DATASET CONTENT ▸
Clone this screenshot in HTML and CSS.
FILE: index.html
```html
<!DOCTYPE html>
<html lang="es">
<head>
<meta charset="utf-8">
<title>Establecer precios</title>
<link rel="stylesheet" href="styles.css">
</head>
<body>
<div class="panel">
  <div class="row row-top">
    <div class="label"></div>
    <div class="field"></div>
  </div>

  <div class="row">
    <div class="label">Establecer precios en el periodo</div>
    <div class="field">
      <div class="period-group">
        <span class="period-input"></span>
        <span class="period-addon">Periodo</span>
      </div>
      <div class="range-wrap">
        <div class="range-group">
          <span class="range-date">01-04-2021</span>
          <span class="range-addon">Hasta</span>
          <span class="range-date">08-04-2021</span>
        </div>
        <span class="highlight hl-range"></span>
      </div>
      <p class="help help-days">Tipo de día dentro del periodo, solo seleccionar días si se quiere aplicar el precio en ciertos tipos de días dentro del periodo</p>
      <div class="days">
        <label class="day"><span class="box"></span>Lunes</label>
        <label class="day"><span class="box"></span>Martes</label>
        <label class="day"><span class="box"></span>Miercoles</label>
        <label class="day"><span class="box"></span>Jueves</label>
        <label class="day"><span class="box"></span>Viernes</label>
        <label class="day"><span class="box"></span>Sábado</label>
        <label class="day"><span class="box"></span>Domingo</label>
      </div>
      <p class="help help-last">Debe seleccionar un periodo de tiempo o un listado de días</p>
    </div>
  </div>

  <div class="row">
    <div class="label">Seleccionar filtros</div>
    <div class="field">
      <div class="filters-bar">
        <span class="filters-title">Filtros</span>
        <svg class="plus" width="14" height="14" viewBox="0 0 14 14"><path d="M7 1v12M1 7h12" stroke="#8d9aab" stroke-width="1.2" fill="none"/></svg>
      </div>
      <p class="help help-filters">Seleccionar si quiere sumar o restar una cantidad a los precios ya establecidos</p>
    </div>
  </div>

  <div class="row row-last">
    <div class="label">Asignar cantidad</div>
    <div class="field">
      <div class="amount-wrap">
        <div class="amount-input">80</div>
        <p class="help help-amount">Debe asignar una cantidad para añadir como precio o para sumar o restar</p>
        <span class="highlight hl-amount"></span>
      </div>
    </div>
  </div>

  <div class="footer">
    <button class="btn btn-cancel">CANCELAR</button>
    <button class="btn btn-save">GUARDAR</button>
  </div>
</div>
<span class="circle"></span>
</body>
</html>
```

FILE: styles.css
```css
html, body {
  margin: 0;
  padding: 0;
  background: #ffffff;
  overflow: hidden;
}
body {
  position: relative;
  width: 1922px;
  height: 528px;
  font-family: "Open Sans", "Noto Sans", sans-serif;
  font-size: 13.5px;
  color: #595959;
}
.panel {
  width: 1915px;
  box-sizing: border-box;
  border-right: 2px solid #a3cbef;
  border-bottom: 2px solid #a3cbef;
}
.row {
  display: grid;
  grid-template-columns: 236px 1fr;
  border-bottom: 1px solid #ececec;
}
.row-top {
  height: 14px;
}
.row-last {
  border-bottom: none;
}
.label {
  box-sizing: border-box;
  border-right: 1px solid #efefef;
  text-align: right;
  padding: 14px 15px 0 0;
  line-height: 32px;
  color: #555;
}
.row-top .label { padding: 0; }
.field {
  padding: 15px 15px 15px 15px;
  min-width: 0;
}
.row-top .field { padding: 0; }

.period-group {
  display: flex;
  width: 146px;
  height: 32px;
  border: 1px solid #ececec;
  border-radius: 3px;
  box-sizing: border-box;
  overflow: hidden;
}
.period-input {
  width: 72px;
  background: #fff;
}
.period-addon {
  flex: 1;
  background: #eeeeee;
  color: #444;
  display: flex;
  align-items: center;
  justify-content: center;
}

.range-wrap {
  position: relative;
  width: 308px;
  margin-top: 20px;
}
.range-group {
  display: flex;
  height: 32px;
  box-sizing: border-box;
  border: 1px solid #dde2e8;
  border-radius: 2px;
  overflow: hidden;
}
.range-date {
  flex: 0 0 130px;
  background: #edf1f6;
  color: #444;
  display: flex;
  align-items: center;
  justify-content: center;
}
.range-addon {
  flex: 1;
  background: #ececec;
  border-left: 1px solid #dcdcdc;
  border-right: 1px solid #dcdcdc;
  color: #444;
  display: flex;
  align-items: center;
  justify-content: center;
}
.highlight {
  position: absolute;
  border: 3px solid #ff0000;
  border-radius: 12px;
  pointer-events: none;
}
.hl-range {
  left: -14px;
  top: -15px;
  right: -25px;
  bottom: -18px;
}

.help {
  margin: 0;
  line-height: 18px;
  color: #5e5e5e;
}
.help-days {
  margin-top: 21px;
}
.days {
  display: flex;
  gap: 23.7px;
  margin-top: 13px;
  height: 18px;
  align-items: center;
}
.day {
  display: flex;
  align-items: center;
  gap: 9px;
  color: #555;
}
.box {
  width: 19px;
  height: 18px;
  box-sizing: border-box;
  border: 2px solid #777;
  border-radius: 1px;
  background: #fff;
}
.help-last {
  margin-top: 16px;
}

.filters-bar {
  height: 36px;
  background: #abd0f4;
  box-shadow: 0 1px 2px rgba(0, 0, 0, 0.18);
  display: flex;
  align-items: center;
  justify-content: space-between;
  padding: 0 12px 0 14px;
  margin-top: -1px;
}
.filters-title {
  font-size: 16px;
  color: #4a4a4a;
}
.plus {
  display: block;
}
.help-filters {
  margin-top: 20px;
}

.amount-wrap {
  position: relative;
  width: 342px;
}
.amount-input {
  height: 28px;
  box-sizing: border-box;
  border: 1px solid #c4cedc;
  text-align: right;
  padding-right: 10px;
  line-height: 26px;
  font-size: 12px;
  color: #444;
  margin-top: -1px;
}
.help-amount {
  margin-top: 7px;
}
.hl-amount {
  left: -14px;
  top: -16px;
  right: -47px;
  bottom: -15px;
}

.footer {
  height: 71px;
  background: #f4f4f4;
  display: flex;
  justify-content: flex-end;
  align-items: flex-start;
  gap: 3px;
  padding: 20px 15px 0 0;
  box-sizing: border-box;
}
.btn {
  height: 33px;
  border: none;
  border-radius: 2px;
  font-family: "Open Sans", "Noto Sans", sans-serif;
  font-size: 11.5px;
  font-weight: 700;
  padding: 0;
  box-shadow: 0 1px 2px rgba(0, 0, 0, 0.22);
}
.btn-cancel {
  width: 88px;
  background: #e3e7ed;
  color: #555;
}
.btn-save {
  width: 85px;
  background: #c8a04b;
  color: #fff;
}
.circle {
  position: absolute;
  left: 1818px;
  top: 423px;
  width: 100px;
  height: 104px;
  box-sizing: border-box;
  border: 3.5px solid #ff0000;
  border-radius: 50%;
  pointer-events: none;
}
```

DIRECTIONS ▸ Copy all of the material word for word.

COMPLETED TASK ▸
Clone this screenshot in HTML and CSS.
FILE: index.html
```html
<!DOCTYPE html>
<html lang="es">
<head>
<meta charset="utf-8">
<title>Establecer precios</title>
<link rel="stylesheet" href="styles.css">
</head>
<body>
<div class="panel">
  <div class="row row-top">
    <div class="label"></div>
    <div class="field"></div>
  </div>

  <div class="row">
    <div class="label">Establecer precios en el periodo</div>
    <div class="field">
      <div class="period-group">
        <span class="period-input"></span>
        <span class="period-addon">Periodo</span>
      </div>
      <div class="range-wrap">
        <div class="range-group">
          <span class="range-date">01-04-2021</span>
          <span class="range-addon">Hasta</span>
          <span class="range-date">08-04-2021</span>
        </div>
        <span class="highlight hl-range"></span>
      </div>
      <p class="help help-days">Tipo de día dentro del periodo, solo seleccionar días si se quiere aplicar el precio en ciertos tipos de días dentro del periodo</p>
      <div class="days">
        <label class="day"><span class="box"></span>Lunes</label>
        <label class="day"><span class="box"></span>Martes</label>
        <label class="day"><span class="box"></span>Miercoles</label>
        <label class="day"><span class="box"></span>Jueves</label>
        <label class="day"><span class="box"></span>Viernes</label>
        <label class="day"><span class="box"></span>Sábado</label>
        <label class="day"><span class="box"></span>Domingo</label>
      </div>
      <p class="help help-last">Debe seleccionar un periodo de tiempo o un listado de días</p>
    </div>
  </div>

  <div class="row">
    <div class="label">Seleccionar filtros</div>
    <div class="field">
      <div class="filters-bar">
        <span class="filters-title">Filtros</span>
        <svg class="plus" width="14" height="14" viewBox="0 0 14 14"><path d="M7 1v12M1 7h12" stroke="#8d9aab" stroke-width="1.2" fill="none"/></svg>
      </div>
      <p class="help help-filters">Seleccionar si quiere sumar o restar una cantidad a los precios ya establecidos</p>
    </div>
  </div>

  <div class="row row-last">
    <div class="label">Asignar cantidad</div>
    <div class="field">
      <div class="amount-wrap">
        <div class="amount-input">80</div>
        <p class="help help-amount">Debe asignar una cantidad para añadir como precio o para sumar o restar</p>
        <span class="highlight hl-amount"></span>
      </div>
    </div>
  </div>

  <div class="footer">
    <button class="btn btn-cancel">CANCELAR</button>
    <button class="btn btn-save">GUARDAR</button>
  </div>
</div>
<span class="circle"></span>
</body>
</html>
```

FILE: styles.css
```css
html, body {
  margin: 0;
  padding: 0;
  background: #ffffff;
  overflow: hidden;
}
body {
  position: relative;
  width: 1922px;
  height: 528px;
  font-family: "Open Sans", "Noto Sans", sans-serif;
  font-size: 13.5px;
  color: #595959;
}
.panel {
  width: 1915px;
  box-sizing: border-box;
  border-right: 2px solid #a3cbef;
  border-bottom: 2px solid #a3cbef;
}
.row {
  display: grid;
  grid-template-columns: 236px 1fr;
  border-bottom: 1px solid #ececec;
}
.row-top {
  height: 14px;
}
.row-last {
  border-bottom: none;
}
.label {
  box-sizing: border-box;
  border-right: 1px solid #efefef;
  text-align: right;
  padding: 14px 15px 0 0;
  line-height: 32px;
  color: #555;
}
.row-top .label { padding: 0; }
.field {
  padding: 15px 15px 15px 15px;
  min-width: 0;
}
.row-top .field { padding: 0; }

.period-group {
  display: flex;
  width: 146px;
  height: 32px;
  border: 1px solid #ececec;
  border-radius: 3px;
  box-sizing: border-box;
  overflow: hidden;
}
.period-input {
  width: 72px;
  background: #fff;
}
.period-addon {
  flex: 1;
  background: #eeeeee;
  color: #444;
  display: flex;
  align-items: center;
  justify-content: center;
}

.range-wrap {
  position: relative;
  width: 308px;
  margin-top: 20px;
}
.range-group {
  display: flex;
  height: 32px;
  box-sizing: border-box;
  border: 1px solid #dde2e8;
  border-radius: 2px;
  overflow: hidden;
}
.range-date {
  flex: 0 0 130px;
  background: #edf1f6;
  color: #444;
  display: flex;
  align-items: center;
  justify-content: center;
}
.range-addon {
  flex: 1;
  background: #ececec;
  border-left: 1px solid #dcdcdc;
  border-right: 1px solid #dcdcdc;
  color: #444;
  display: flex;
  align-items: center;
  justify-content: center;
}
.highlight {
  position: absolute;
  border: 3px solid #ff0000;
  border-radius: 12px;
  pointer-events: none;
}
.hl-range {
  left: -14px;
  top: -15px;
  right: -25px;
  bottom: -18px;
}

.help {
  margin: 0;
  line-height: 18px;
  color: #5e5e5e;
}
.help-days {
  margin-top: 21px;
}
.days {
  display: flex;
  gap: 23.7px;
  margin-top: 13px;
  height: 18px;
  align-items: center;
}
.day {
  display: flex;
  align-items: center;
  gap: 9px;
  color: #555;
}
.box {
  width: 19px;
  height: 18px;
  box-sizing: border-box;
  border: 2px solid #777;
  border-radius: 1px;
  background: #fff;
}
.help-last {
  margin-top: 16px;
}

.filters-bar {
  height: 36px;
  background: #abd0f4;
  box-shadow: 0 1px 2px rgba(0, 0, 0, 0.18);
  display: flex;
  align-items: center;
  justify-content: space-between;
  padding: 0 12px 0 14px;
  margin-top: -1px;
}
.filters-title {
  font-size: 16px;
  color: #4a4a4a;
}
.plus {
  display: block;
}
.help-filters {
  margin-top: 20px;
}

.amount-wrap {
  position: relative;
  width: 342px;
}
.amount-input {
  height: 28px;
  box-sizing: border-box;
  border: 1px solid #c4cedc;
  text-align: right;
  padding-right: 10px;
  line-height: 26px;
  font-size: 12px;
  color: #444;
  margin-top: -1px;
}
.help-amount {
  margin-top: 7px;
}
.hl-amount {
  left: -14px;
  top: -16px;
  right: -47px;
  bottom: -15px;
}

.footer {
  height: 71px;
  background: #f4f4f4;
  display: flex;
  justify-content: flex-end;
  align-items: flex-start;
  gap: 3px;
  padding: 20px 15px 0 0;
  box-sizing: border-box;
}
.btn {
  height: 33px;
  border: none;
  border-radius: 2px;
  font-family: "Open Sans", "Noto Sans", sans-serif;
  font-size: 11.5px;
  font-weight: 700;
  padding: 0;
  box-shadow: 0 1px 2px rgba(0, 0, 0, 0.22);
}
.btn-cancel {
  width: 88px;
  background: #e3e7ed;
  color: #555;
}
.btn-save {
  width: 85px;
  background: #c8a04b;
  color: #fff;
}
.circle {
  position: absolute;
  left: 1818px;
  top: 423px;
  width: 100px;
  height: 104px;
  box-sizing: border-box;
  border: 3.5px solid #ff0000;
  border-radius: 50%;
  pointer-events: none;
}
```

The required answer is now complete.